Not quite a home haunt, and unfortunately I didn't take pictures, but I saw a guy driving a tardis down the street. He was following his kids as they did their trick or treating. He had built it using an electric wheelchair as the base. I don't give a crap about Dr Who but even I thought it was awesome. At one point he got out, said his wife had called and the lasers weren't working at home, told the kids to drive the tardis, and ran home. Unfortunately I didn't catch where he lived and we didn't see the house on our rounds.
timothy is merely trolling. He's being a spelling hipster. He does this every year.
In my community, there were fliers left on every door requesting that people not hand out candy from their homes due to concerns about children with dietary restrictions and "safety."
Instead, organizers designated several areas around the community where residents could reserve a spot for a table (table not supplied) to hand out candy under supervision from local volunteers. If the tables were not suitable, families were instructed to take their kids to the mall for "an authentic trick or treating experience."
I happened to need something from the mall, so I got to see their idea of a fun Halloween first-hand. Those shops handing out candy had hung photocopies of a tiny bitmapped 1980s "The Print Shop" style picture of a pumpkin near their doorways. They weren't permitted to hand out anything with chocolate, peanut, dairy, etc. so it was basically nothing but hard candies, mostly peppermints. 'Didn't look like anyone was hanging around for very long.
Halloween: Sanitized for your protection.
There are 365 more shopping days. You can also shop on February 29th next year.
What in the holy hell are you doing living there?
Only people can be pedants, but "common usage" is an abstract noun. You have a type mismatch.
Confucius say, "Find worm in apple - bad. Find half a worm - worse."
Turn, turn, turn.
You are welcome on my lawn.
This year I added some interactive sound effects to the porch using some synths and a Theremin.
For the base soundscape, I used two synths running loops that were out of sync to create a basic gloom-and-doom texture. The first synth (Korg Kaos Pad, using SYN-9 with Pad Motion for the loop) had a low-frequency sound that moved around a bit to create the sonic floor. The other synth (Korg Monotribe) was looping at at the lowest temp setting (maybe 1 Hz?) with a simple noise-based sound with the LFO set to sweep both pitch and filter to create a knocking sound. It was creepy.

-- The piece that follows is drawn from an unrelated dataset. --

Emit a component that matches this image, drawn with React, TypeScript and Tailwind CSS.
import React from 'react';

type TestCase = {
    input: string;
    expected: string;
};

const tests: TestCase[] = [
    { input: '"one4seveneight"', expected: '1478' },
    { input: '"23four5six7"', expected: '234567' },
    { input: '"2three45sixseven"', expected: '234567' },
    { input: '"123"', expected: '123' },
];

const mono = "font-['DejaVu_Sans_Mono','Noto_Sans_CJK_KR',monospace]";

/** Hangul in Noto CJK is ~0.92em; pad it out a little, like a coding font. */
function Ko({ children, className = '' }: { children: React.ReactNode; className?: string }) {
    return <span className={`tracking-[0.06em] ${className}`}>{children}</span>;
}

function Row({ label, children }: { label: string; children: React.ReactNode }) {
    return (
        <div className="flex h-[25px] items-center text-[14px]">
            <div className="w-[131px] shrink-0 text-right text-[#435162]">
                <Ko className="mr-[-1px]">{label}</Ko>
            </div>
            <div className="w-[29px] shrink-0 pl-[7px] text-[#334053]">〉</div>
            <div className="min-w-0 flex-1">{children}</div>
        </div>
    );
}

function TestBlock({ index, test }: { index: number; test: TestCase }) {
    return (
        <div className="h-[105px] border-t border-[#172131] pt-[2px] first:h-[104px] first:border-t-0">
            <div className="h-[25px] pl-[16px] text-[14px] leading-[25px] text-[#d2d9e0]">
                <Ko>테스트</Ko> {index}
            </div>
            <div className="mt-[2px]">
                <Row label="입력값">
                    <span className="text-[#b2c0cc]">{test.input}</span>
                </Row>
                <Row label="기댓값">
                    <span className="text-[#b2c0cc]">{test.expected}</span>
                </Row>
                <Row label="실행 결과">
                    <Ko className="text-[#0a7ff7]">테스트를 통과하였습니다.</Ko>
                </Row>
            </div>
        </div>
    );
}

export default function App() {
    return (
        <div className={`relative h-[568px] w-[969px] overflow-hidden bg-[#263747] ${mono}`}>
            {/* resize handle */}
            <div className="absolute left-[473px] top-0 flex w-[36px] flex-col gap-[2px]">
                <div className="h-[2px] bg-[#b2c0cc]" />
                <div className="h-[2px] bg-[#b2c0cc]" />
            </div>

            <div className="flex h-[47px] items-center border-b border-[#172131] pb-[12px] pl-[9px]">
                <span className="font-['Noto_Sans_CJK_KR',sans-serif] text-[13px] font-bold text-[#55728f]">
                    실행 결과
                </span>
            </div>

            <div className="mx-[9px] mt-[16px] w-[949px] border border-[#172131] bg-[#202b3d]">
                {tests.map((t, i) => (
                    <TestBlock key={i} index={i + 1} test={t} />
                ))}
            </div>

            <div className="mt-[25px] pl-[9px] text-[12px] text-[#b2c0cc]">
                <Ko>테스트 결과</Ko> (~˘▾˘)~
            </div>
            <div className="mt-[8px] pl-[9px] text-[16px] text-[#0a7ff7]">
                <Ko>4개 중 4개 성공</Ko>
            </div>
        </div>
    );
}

For the interactive element, I placed a plastic skeleton on the vertical antenna of a Theremin (Moog Theremini) and set it so it would start "screaming" when kids were about 2 feet away (I initially set a larger radius, but that led to it constantly sounding when kids were on the porch and diluted the effect). A note on the skeleton invited kids to shake its hand
I placed my studio monitors under the table with the Theremin. They had enough bass to let the synth effects sound spooky (rather than hollow). Combined with some lights and the fog machine (fog machines work fine - I just have the cheap one from Walmart), the effect was pretty good. Some kids refused to get near the skeleton after they heard it the first time, but others would play around with it and try to figure it out (the Theremin was covered in a blanket, so it wasn't obvious how it worked).
Next year I plan to expand the set up a bit and add some additional speakers and proximity effects around the walkway.
Fun stuff.
-Chris
I tried to go all high-tech this year. What a disaster! First, let me tell you that when the manual for the revivification table says it needs a bolt of lightning, you can't just substitute wall current. You need real lightning or you don't jump-start the corpse, you just end up charring the internal organs. Right away that puts a requirement on the weather and limits you to working during thunderstorms. And you don't want to deal with a thunderstorm on Halloween night. That keeps all the trick-or-treaters home. It's getting harder and harder these days to lure kids into your basement. Halloween's the one time of year when kids are *supposed* to accept candy from creepy guys in poorly-lit houses! You don't want a little thing like the weather screwing up that chance or you might not harvest enough test subjects to last through the year.
Next year I'm going back to good old-fashioned necromancy, just like we did when I was a kid. Sure, it takes a little longer and the entrails really make a mess, but you know you're going to get an unliving minion out of it instead of just a charred corpse that's too burned even to bother to eat. With necromancy, even if the ritual goes wrong the worst that could happen is you'll end up with an unholy abomination that will try to turn on its creator. Anyone who can't handle that once in a while doesn't deserve to call himself "mad".
Chelloveck
I give up on debugging. From now on, SIGSEGV is a feature.
Trick or Treating has just changed since when we were all younger. A lot of parents don't like the idea of kids going up to strangers houses anymore, much less in unknown areas or communities. I've noticed that in a lot of places I lived, most parents seem to prefer community events as opposed to the classic Trick or Treating, and you might just be losing all the kids to organized events instead. For better or for worse this just seems to be the trend, and you can try to buck it, but ultimately the kids are going to go where their parents let them.
If you're in a fairly tight knit community, it may be worth trying to organize something with the other members so that you too can participate a bit in the spooky festivities. For example, once place I was at had the main street shut down for about an hour or two and all the shops participated in Trick or Treating. A few neighborhoods also decided to do their own Trick or Treating as well, but no clue how well that went over. My apartment complex at the time made the pronouncement that the building was "opting out of" Trick or Treating, but someone just wedged the security door open and kids came anyways.
Probably can't legally just block vehicular traffic in many neighborhoods, but IMO one of the biggest annoyances and detractors of Halloween fun is a bunch of SUVs carrying Trick'R'Treaters around house-to-house. Discourage driving and encourage walking in the neighborhood. Those wanting to visit a neighborhood with more activity need to go there, park, and walk around.
That said, for a couple of years a neighbor with a tractor and flat trailer loaded it with straw bales and carted a dozen or so kids on the street around house-to-house (at a very slow speed). Aside from the crowds ringing the doorbells all at once, it went very well and those kids, now around 20, still recall how much fun they had.
This year a number of neighbors dragged their metal firepits around to the front and built fires in them, then sat nearby in lawn chairs handing out candy. I plan to do the same next year (include some decorations/costumes, of course). It really encouraged escorts as well as the kids to socialize and have a good time.